The Attacks on Likoshan and Qirez (, ) were large-scale police attacks that took place at the onset of the Kosovo War in the villages of Likoshan and Qirez.

On 28 February 1998, the Kosovo Liberation Army (KLA) ambushed a unit of the Serbian police near Likoshan, killing four and seriously wounding two policemen. This prompted large-scale police operations in the villages of Likoshan and Qirez in the following day, leading to the killing of 4 KLA members and 26 Kosovo Albanian civilians in both villages. The attack on Likoshan and Qirez was followed by the Attack on Prekaz on the following days. The attacks on Likoshan and Qirez, as well as Prekaz, marked the beginning of the Kosovo War.

Background

According to HRW (1998)
On 28 February 1998, according to Serbian police, armed Albanians attacked a police patrol near the village of Likoshan, killing four policemen and seriously wounding two. A pro-government report told that there were three simultaneous attacks on police patrols. Albanians from Likoshan informed the Human Rights Watch (HRW) that they heard shooting near the village around 11 PM, and some heard that the police had been ambushed there. Unconfirmed reports tell that armed Albanians attacked the police-based ammunition plant near Donji Prekaz on 27 February and that the police were ambushed at Likoshan after a police chase.

According to AI (1999)
Albanian witnesses stated that events began on the evening of 27 February, "when the KLA fired at a school housing Bosnian or Croatian Serb refugees in the nearby town of Srbica". According to Amnesty International:

Events

Likoshan

The police arrived at Likoshan between 11:30 AM and 12 PM, with a hovering police helicopter and many APCs and armed special police surrounding the house of the Ahmeti family.
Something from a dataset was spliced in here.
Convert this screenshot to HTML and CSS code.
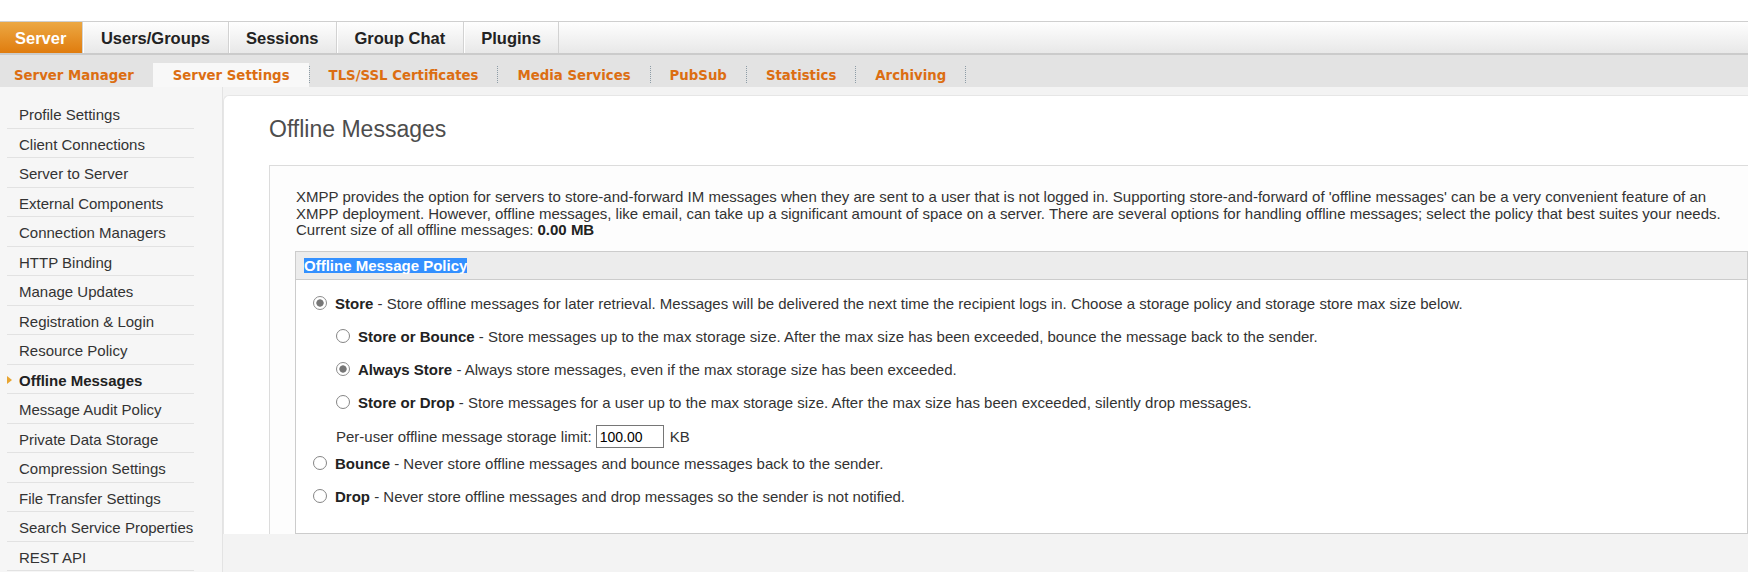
FILE: index.html
```html
<!DOCTYPE html>
<html lang="en">
<head>
<meta charset="utf-8">
<title>Offline Messages</title>
<link rel="stylesheet" href="styles.css">
</head>
<body>
<header class="masthead"></header>

<nav class="tabs">
  <a class="tab tab-active">Server</a>
  <a class="tab">Users/Groups</a>
  <a class="tab">Sessions</a>
  <a class="tab">Group Chat</a>
  <a class="tab">Plugins</a>
</nav>

<nav class="subtabs">
  <a class="subtab">Server Manager</a>
  <a class="subtab subtab-active">Server Settings</a>
  <a class="subtab">TLS/SSL Certificates</a>
  <a class="subtab">Media Services</a>
  <a class="subtab">PubSub</a>
  <a class="subtab">Statistics</a>
  <a class="subtab">Archiving</a>
</nav>

<div class="main">
  <aside class="sidebar">
    <ul class="side-list">
      <li class="side-item">Profile Settings</li>
      <li class="side-item">Client Connections</li>
      <li class="side-item">Server to Server</li>
      <li class="side-item">External Components</li>
      <li class="side-item">Connection Managers</li>
      <li class="side-item">HTTP Binding</li>
      <li class="side-item">Manage Updates</li>
      <li class="side-item">Registration &amp; Login</li>
      <li class="side-item">Resource Policy</li>
      <li class="side-item side-current">Offline Messages</li>
      <li class="side-item">Message Audit Policy</li>
      <li class="side-item">Private Data Storage</li>
      <li class="side-item">Compression Settings</li>
      <li class="side-item">File Transfer Settings</li>
      <li class="side-item">Search Service Properties</li>
      <li class="side-item">REST API</li>
    </ul>
  </aside>

  <section class="panel">
    <h1 class="page-title">Offline Messages</h1>
    <div class="info-box">
      <p class="intro">XMPP provides the option for servers to store-and-forward IM messages when they are sent to a user that is not logged in. Supporting store-and-forward of 'offline messages' can be a very convenient feature of an XMPP deployment. However, offline messages, like email, can take up a significant amount of space on a server. There are several options for handling offline messages; select the policy that best suites your needs.<br>Current size of all offline messages: <b>0.00 MB</b></p>

      <div class="policy">
        <div class="policy-head"><span class="selected-text">Offline Message Policy</span></div>
        <div class="policy-body">
          <label class="opt opt-store"><input type="radio" class="radio" name="policy" checked><span><b>Store</b> - Store offline messages for later retrieval. Messages will be delivered the next time the recipient logs in. Choose a storage policy and storage store max size below.</span></label>
          <label class="opt opt-sub"><input type="radio" class="radio" name="strategy"><span><b>Store or Bounce</b> - Store messages up to the max storage size. After the max size has been exceeded, bounce the message back to the sender.</span></label>
          <label class="opt opt-sub"><input type="radio" class="radio" name="strategy" checked><span><b>Always Store</b> - Always store messages, even if the max storage size has been exceeded.</span></label>
          <label class="opt opt-sub"><input type="radio" class="radio" name="strategy"><span><b>Store or Drop</b> - Store messages for a user up to the max storage size. After the max size has been exceeded, silently drop messages.</span></label>
          <div class="opt opt-limit">Per-user offline message storage limit: <input type="text" class="limit-input" value="100.00"> KB</div>
          <label class="opt opt-bounce"><input type="radio" class="radio" name="policy"><span><b>Bounce</b> - Never store offline messages and bounce messages back to the sender.</span></label>
          <label class="opt"><input type="radio" class="radio" name="policy"><span><b>Drop</b> - Never store offline messages and drop messages so the sender is not notified.</span></label>
        </div>
      </div>
    </div>
  </section>
</div>
</body>
</html>
```

FILE: styles.css
```css
html, body {
  margin: 0;
  padding: 0;
  overflow: hidden;
  background: #fff;
  font-family: "Liberation Sans", Arial, sans-serif;
  color: #333;
}

/* blank strip above the navigation */
.masthead {
  height: 21px;
}

/* primary tab row */
.tabs {
  display: flex;
  height: 31px;
  border-top: 1px solid #cfcfcf;
  border-bottom: 2px solid #cbcbcb;
  background: linear-gradient(#fefefe, #e8e8e8);
}

.tab {
  display: block;
  padding: 0 17.5px;
  line-height: 32px;
  font-size: 16.5px;
  font-weight: bold;
  color: #222;
  border-right: 1px solid #d2d2d2;
  box-shadow: inset 1px 0 0 #fff;
}

.tab-active {
  padding: 0 16px 0 15px;
  color: #fff;
  background: linear-gradient(#eca843, #e07c0e);
  box-shadow: none;
}

/* secondary tab row */
.subtabs {
  display: flex;
  align-items: flex-end;
  height: 32px;
  background: #e3e3e3;
}

.subtab {
  position: relative;
  display: block;
  height: 24px;
  padding: 0 19px 0 20px;
  line-height: 25px;
  font-family: "DejaVu Sans", Verdana, sans-serif;
  font-size: 13.3px;
  font-weight: bold;
  color: #dc6e12;
}

.subtab:first-child {
  padding-left: 14px;
}

.subtab::after {
  content: "";
  position: absolute;
  right: -1px;
  top: 3px;
  height: 17px;
  border-right: 1px dotted #8d9ca6;
}

.subtab-active {
  background: #f8f8f8;
}

/* page body */
.main {
  display: flex;
  align-items: flex-start;
  background: #f3f3f3;
  height: 500px;
}

.sidebar {
  flex: none;
  width: 222px;
  height: 100%;
  background: #f6f6f6;
  border-right: 1px solid #e3e3e3;
}

.side-list {
  list-style: none;
  margin: 12px 0 0 7px;
  padding: 0;
  width: 187px;
}

.side-item {
  position: relative;
  height: 28.5px;
  line-height: 31.5px;
  padding-left: 12px;
  font-size: 15px;
  color: #333;
  border-bottom: 1px solid #e2e2e2;
  white-space: nowrap;
}

.side-current {
  font-weight: bold;
  color: #222;
}

.side-current::before {
  content: "";
  position: absolute;
  left: 0;
  top: 11px;
  border-left: 5px solid #e8a531;
  border-top: 4.5px solid transparent;
  border-bottom: 4.5px solid transparent;
}

.panel {
  flex: 1;
  min-width: 0;
  margin-top: 8px;
  padding: 20px 0 0 45px;
  background: #fff;
  border-top: 1px solid #e6e6e6;
  border-left: 1px solid #e6e6e6;
  border-top-left-radius: 6px;
}

.page-title {
  margin: 0 0 23px;
  font-size: 23px;
  font-weight: normal;
  line-height: 26px;
  color: #4d4d4d;
}

.info-box {
  width: 1453px;
  padding: 23px 25px 0 25px;
  background: #fdfdfd;
  border: 1px solid #dcdcdc;
  border-bottom: 0;
}

.intro {
  margin: 0 0 12px 1px;
  font-size: 15px;
  line-height: 16.7px;
  color: #333;
}

.intro b {
  color: #222;
}

.policy {
  border: 1px solid #cccccc;
  background: #fff;
}

.policy-head {
  height: 27px;
  padding-left: 8px;
  background: #ececec;
  border-bottom: 1px solid #cccccc;
  display: flex;
  align-items: center;
  font-size: 15px;
  font-weight: bold;
}

.selected-text {
  background: #3390ff;
  color: #fff;
  line-height: 15px;
}

.policy-body {
  padding: 13px 0 27px 17px;
  font-size: 15px;
  color: #333;
}

.opt {
  display: flex;
  align-items: center;
  height: 20px;
  margin-top: 13px;
  white-space: nowrap;
}

.opt:first-child {
  margin-top: 0;
}

.opt b {
  color: #222;
}

.opt-sub {
  padding-left: 23px;
}

.opt-limit {
  padding-left: 23px;
  height: 23px;
}

.opt-bounce {
  margin-top: 5px;
}

.radio {
  appearance: none;
  -webkit-appearance: none;
  flex: none;
  width: 14px;
  height: 14px;
  margin: 0 8px 0 0;
  border: 1px solid #858585;
  border-radius: 50%;
  background: #fff;
}

.radio:checked {
  background: radial-gradient(circle, #767676 0 3.3px, #fff 4px);
  border-color: #8c8c8c;
}

.limit-input {
  box-sizing: border-box;
  width: 68px;
  height: 23px;
  margin: 0 6px 0 4px;
  padding: 0 3px;
  border: 1px solid #767676;
  font-family: "Liberation Sans", Arial, sans-serif;
  font-size: 14px;
  color: #000;
}
```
The family was the richest one in the village. Villagers told HRW that there were no KLA members present, though it is possible that shots were fired at the police.

In a quick and well-organized manner, suggesting that the attack was planned, the special police focused on two neighboring households, of the Gjeli and Ahmeti families. There are speculations over whether a KLA member entered and left the Ahmeti house. At ca. 3:30 PM, the police broke into the Ahmeti compound. Ten male members of the family, and a guest, aged between 16 and 50, were beaten and then extrajudicially executed.

The only Ahmeti brother to survive was away at the time, returning to Likoshan after hearing of the incident; according to him, as told to HRW, when he arrived at 8 AM on 1 March, looking from a hill, he saw "an APC in our compound and another outside. A third was behind. There was artillery all over and the police were shooting everywhere". According to him the police left 3:30 PM, he then went to his house and was told that ten male family members and a guest had been taken into custody. He also told HRW that furniture had been destroyed and valuables were stolen.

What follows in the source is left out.